• _What is expected_
Count every line of the listing where the string "screenshot" occurs, and reply with the count alone.

• _Entries supplied_
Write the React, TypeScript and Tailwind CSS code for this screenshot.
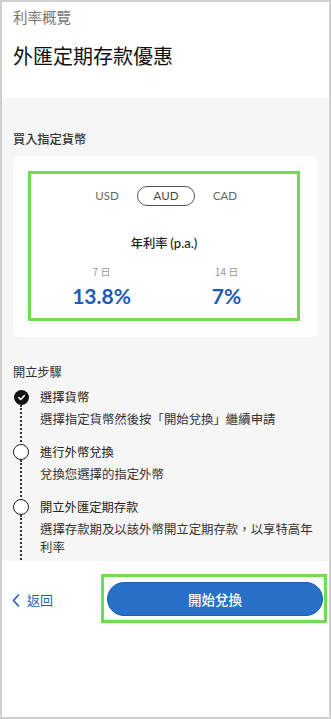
--
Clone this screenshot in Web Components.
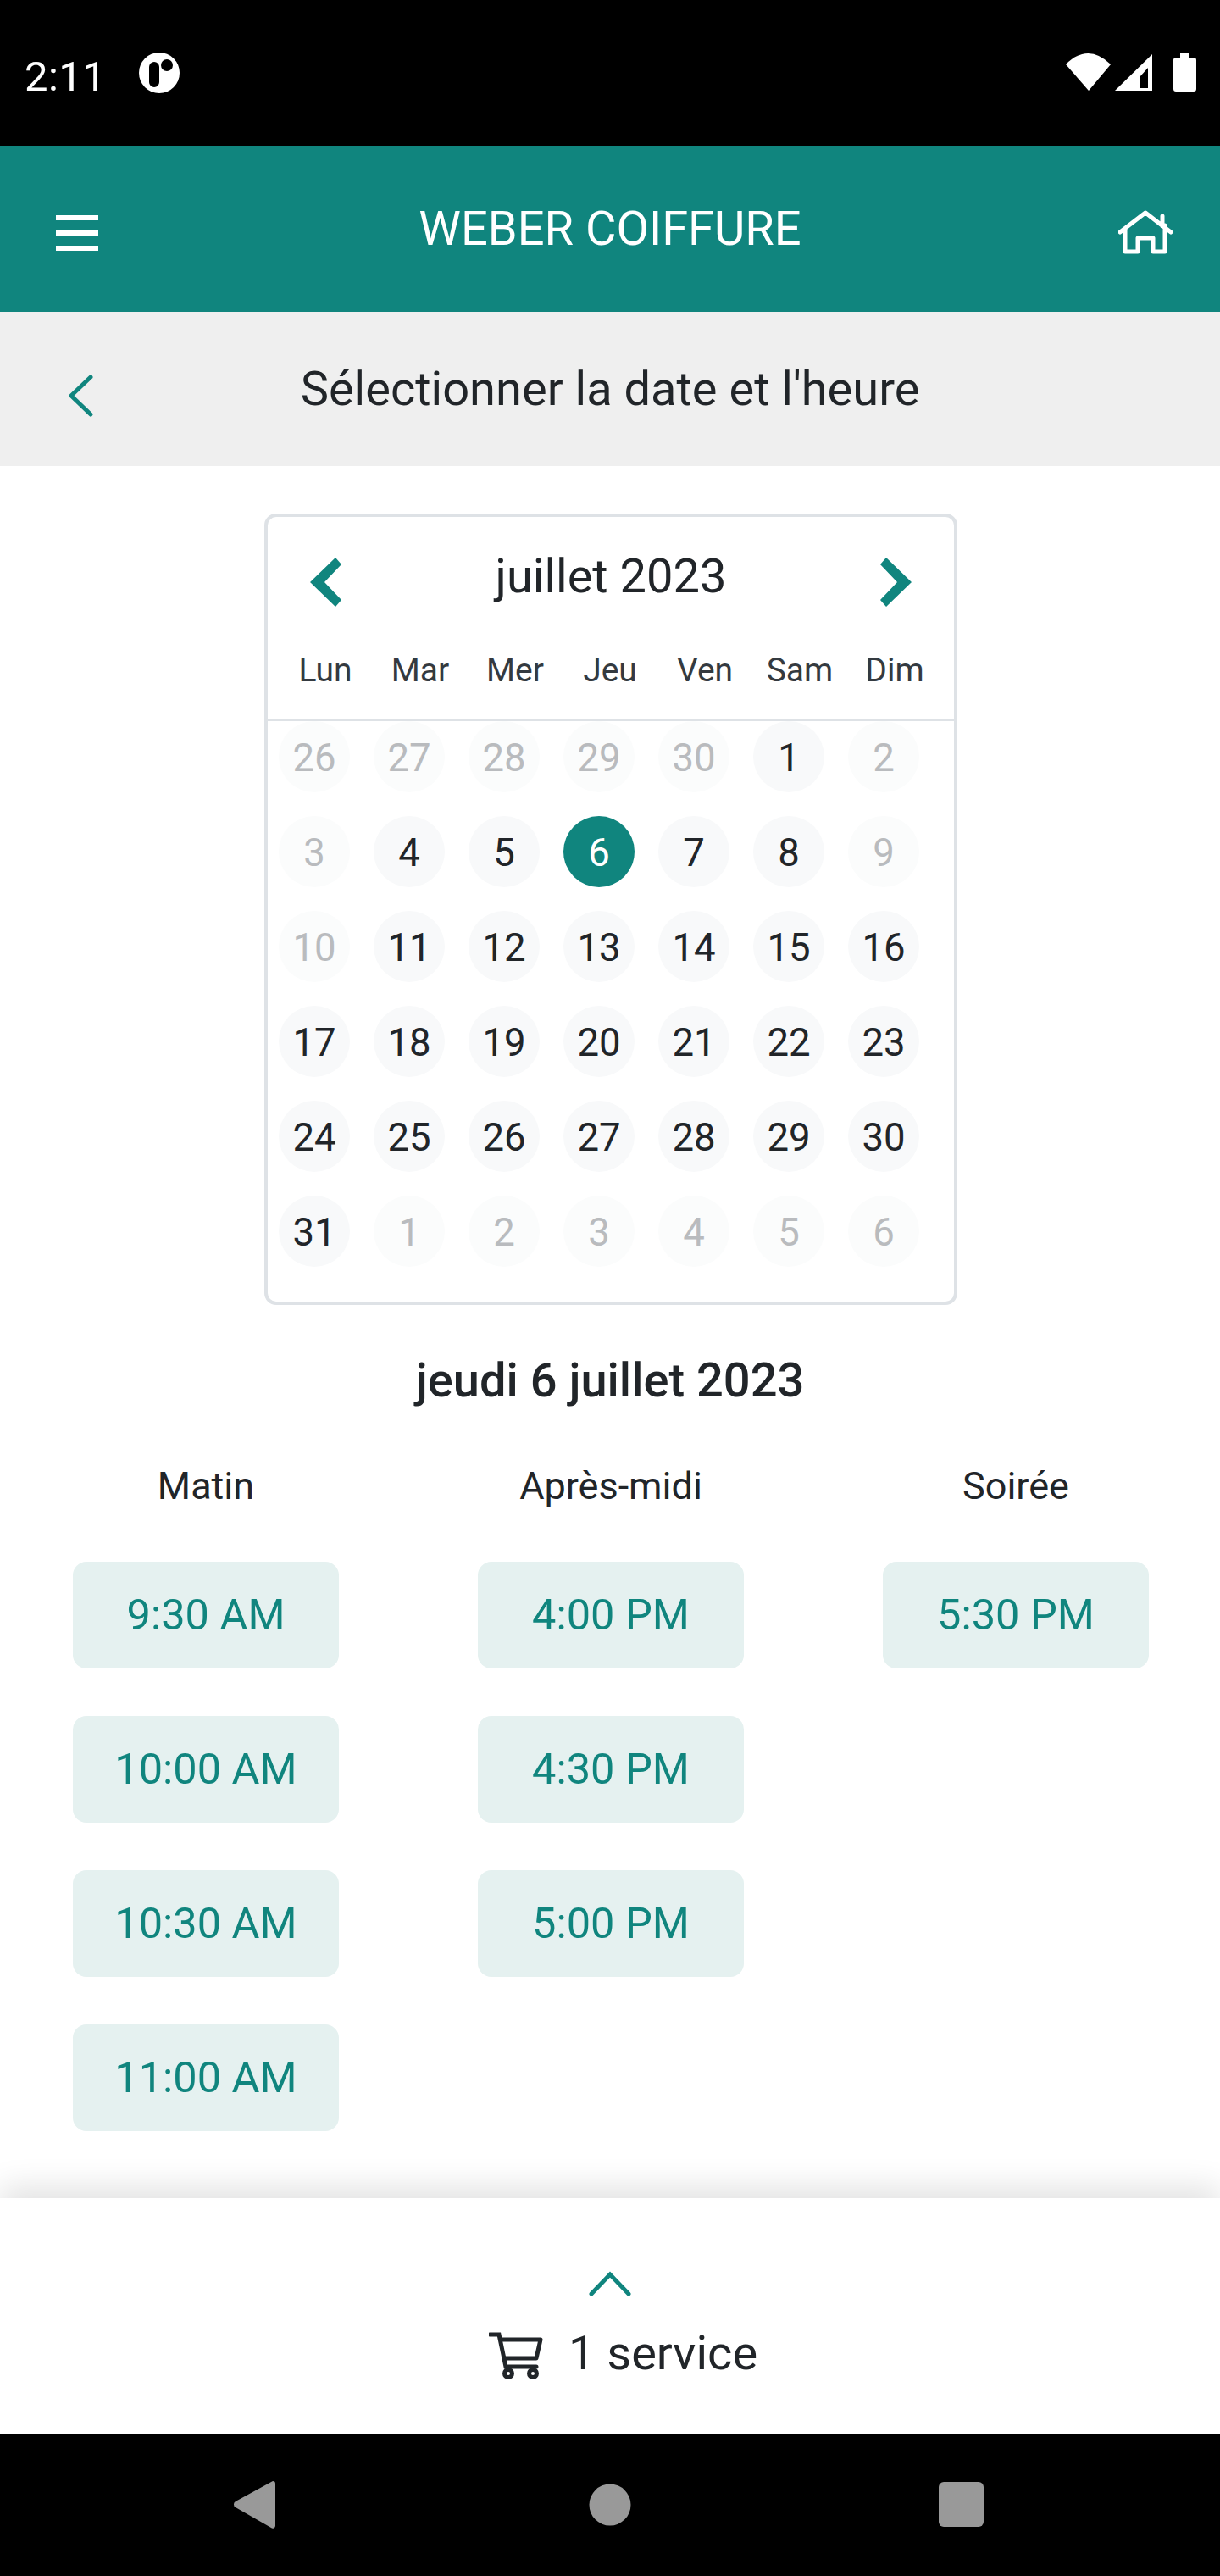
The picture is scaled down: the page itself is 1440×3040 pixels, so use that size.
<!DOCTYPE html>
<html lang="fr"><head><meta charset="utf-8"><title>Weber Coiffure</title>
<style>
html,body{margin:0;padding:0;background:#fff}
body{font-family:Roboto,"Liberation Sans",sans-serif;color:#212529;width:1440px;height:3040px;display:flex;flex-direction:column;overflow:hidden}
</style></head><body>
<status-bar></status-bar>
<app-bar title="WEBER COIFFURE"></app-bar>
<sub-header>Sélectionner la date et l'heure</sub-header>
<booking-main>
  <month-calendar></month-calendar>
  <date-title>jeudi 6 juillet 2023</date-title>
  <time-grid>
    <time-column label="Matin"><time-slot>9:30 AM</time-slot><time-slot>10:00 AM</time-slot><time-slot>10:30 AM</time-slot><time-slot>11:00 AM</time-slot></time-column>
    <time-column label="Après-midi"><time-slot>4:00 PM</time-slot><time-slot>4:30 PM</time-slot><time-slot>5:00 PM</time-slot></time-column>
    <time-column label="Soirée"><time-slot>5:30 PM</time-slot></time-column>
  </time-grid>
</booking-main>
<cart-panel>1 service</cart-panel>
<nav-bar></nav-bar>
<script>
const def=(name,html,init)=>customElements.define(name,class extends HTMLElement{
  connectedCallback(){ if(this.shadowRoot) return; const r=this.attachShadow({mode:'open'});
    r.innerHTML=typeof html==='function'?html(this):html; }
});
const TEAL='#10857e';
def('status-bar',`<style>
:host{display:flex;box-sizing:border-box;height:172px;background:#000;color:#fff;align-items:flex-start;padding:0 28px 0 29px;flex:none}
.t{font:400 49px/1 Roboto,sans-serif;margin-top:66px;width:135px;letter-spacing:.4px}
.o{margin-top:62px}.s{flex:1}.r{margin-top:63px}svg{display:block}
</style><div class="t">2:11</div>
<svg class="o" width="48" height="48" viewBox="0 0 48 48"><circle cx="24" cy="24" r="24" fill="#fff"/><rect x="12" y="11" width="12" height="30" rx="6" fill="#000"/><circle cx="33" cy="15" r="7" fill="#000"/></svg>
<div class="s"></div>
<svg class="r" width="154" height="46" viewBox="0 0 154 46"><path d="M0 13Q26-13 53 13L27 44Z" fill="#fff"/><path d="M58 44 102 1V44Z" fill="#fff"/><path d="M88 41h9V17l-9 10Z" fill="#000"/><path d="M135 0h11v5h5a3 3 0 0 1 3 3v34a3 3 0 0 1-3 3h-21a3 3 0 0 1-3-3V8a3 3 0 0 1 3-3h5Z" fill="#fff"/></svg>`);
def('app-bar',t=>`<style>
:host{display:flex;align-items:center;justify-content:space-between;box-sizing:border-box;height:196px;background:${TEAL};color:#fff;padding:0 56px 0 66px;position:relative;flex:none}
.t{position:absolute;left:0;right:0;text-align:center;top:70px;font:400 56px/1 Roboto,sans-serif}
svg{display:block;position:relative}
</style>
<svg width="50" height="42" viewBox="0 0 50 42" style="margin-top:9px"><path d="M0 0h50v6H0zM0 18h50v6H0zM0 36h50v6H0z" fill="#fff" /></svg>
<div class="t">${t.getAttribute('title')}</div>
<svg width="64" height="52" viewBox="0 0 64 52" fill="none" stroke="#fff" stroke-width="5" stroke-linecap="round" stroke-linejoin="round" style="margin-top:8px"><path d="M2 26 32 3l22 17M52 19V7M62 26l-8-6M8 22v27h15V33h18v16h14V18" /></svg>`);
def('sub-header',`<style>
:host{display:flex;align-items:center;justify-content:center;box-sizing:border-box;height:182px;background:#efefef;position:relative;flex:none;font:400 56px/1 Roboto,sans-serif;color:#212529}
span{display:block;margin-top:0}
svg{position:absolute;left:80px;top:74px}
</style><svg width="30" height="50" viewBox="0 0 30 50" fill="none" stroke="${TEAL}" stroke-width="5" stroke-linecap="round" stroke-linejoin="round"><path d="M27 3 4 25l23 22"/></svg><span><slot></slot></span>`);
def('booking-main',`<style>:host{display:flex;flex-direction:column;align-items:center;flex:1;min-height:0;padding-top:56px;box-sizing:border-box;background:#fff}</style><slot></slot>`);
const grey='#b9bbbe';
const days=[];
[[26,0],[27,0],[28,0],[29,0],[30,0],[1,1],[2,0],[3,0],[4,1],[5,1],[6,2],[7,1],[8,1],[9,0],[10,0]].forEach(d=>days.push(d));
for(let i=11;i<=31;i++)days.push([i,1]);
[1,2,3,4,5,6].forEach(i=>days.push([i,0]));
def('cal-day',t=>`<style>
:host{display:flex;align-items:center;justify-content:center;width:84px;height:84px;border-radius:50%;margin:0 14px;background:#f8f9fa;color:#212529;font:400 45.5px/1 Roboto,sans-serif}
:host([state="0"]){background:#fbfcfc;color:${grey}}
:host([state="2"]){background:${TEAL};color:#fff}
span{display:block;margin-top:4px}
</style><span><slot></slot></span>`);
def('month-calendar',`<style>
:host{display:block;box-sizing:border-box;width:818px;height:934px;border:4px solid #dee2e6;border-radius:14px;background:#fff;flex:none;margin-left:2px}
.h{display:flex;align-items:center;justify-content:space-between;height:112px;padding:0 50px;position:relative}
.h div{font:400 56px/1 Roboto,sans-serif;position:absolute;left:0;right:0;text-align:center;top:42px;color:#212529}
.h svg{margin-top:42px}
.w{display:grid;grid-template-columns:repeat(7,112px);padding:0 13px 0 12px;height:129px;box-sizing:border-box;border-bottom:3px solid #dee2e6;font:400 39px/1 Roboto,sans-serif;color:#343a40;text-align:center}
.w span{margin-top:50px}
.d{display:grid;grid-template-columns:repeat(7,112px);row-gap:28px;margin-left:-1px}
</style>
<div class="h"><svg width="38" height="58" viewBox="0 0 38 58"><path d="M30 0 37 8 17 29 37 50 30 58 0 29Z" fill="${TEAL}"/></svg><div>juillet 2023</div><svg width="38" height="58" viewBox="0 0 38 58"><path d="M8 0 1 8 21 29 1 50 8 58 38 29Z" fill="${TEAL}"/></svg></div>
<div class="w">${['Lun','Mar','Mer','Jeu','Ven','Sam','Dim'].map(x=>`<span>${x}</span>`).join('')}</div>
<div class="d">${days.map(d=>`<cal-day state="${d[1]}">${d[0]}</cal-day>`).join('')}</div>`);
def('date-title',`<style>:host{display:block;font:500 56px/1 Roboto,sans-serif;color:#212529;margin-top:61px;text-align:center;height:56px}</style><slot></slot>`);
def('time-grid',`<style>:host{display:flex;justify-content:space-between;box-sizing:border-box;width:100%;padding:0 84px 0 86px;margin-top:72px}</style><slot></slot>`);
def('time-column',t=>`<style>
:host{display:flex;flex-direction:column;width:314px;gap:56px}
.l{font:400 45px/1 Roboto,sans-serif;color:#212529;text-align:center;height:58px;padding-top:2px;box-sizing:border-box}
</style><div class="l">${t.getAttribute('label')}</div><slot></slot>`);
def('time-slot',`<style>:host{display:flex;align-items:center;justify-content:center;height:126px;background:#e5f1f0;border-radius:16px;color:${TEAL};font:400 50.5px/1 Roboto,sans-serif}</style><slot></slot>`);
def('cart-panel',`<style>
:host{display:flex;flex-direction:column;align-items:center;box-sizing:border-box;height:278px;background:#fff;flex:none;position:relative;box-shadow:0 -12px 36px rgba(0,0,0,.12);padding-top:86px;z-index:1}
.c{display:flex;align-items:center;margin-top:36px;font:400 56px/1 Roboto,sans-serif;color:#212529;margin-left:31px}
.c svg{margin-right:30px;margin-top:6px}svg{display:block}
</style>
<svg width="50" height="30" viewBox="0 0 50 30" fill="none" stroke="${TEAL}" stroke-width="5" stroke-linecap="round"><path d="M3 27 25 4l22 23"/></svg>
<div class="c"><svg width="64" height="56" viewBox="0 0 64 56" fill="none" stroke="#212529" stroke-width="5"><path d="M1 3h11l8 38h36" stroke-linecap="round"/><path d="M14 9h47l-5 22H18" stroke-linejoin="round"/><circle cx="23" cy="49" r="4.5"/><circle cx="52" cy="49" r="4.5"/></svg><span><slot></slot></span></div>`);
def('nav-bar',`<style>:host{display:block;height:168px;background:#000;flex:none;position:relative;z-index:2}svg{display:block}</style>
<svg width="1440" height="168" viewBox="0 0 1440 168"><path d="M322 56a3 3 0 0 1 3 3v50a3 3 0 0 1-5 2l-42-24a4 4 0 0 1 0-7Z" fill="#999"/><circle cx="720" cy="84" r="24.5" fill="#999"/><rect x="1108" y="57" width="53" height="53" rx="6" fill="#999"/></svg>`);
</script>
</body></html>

• _Completed exercise_
2